▼
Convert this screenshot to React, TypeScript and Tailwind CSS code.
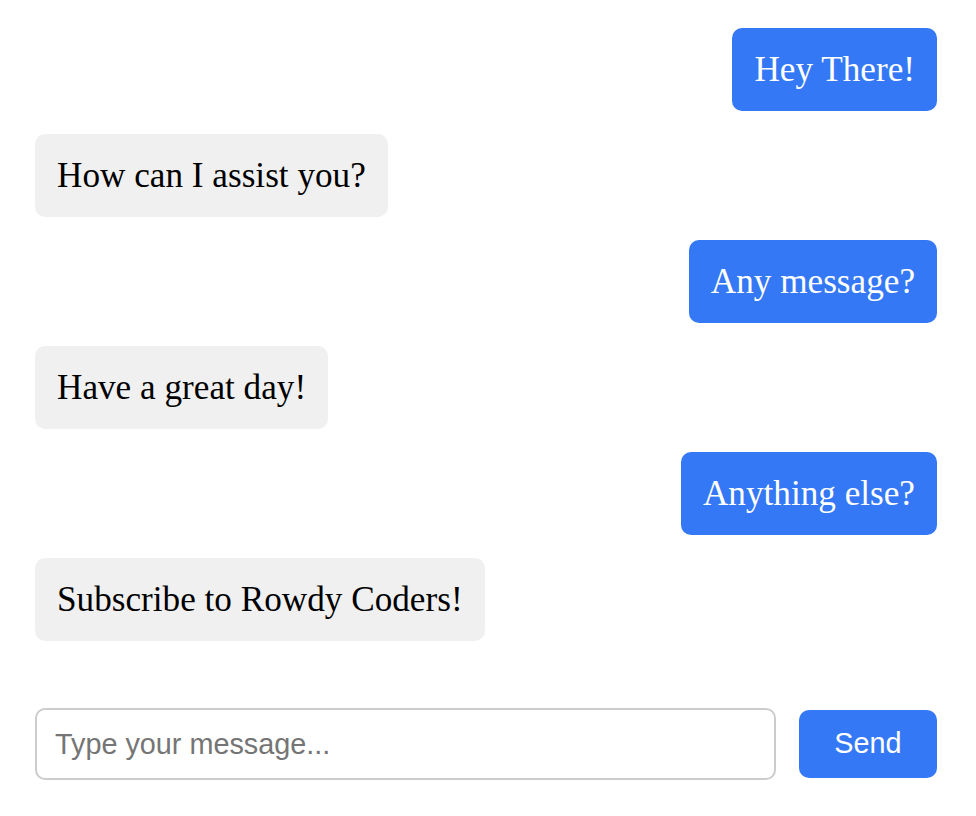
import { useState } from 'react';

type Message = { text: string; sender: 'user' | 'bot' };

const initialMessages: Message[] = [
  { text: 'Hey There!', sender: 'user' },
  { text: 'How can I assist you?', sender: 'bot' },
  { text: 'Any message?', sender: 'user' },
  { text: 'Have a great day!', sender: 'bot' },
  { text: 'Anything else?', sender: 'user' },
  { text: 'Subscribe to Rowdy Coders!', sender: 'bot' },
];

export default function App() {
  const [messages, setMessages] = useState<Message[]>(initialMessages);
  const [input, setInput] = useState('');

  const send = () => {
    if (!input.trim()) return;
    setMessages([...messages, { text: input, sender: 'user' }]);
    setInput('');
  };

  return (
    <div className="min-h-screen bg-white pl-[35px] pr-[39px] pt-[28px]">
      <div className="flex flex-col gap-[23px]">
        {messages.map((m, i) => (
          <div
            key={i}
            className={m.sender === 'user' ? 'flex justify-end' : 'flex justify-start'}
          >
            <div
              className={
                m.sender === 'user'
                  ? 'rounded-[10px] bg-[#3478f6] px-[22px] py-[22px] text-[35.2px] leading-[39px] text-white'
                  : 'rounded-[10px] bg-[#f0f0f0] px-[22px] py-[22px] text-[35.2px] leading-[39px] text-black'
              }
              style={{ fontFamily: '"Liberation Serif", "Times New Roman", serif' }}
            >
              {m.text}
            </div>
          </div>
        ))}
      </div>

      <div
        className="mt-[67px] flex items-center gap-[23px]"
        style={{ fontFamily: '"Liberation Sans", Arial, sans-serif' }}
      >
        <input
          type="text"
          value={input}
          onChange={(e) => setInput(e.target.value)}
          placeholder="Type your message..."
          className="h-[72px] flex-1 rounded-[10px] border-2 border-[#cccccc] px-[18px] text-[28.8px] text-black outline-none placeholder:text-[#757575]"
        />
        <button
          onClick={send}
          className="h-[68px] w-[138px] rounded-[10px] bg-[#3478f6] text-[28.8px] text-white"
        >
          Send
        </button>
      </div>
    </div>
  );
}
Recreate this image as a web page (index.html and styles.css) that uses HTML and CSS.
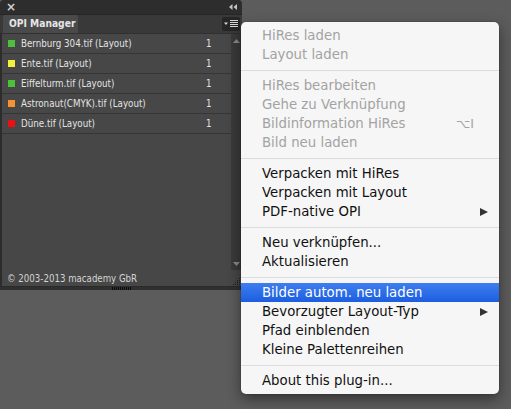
▲
Reproduce each line holding the word "this".

Convert this screenshot to React, TypeScript and Tailwind CSS code.
Recreate this image as a web page (index.html and styles.css) that uses HTML and CSS.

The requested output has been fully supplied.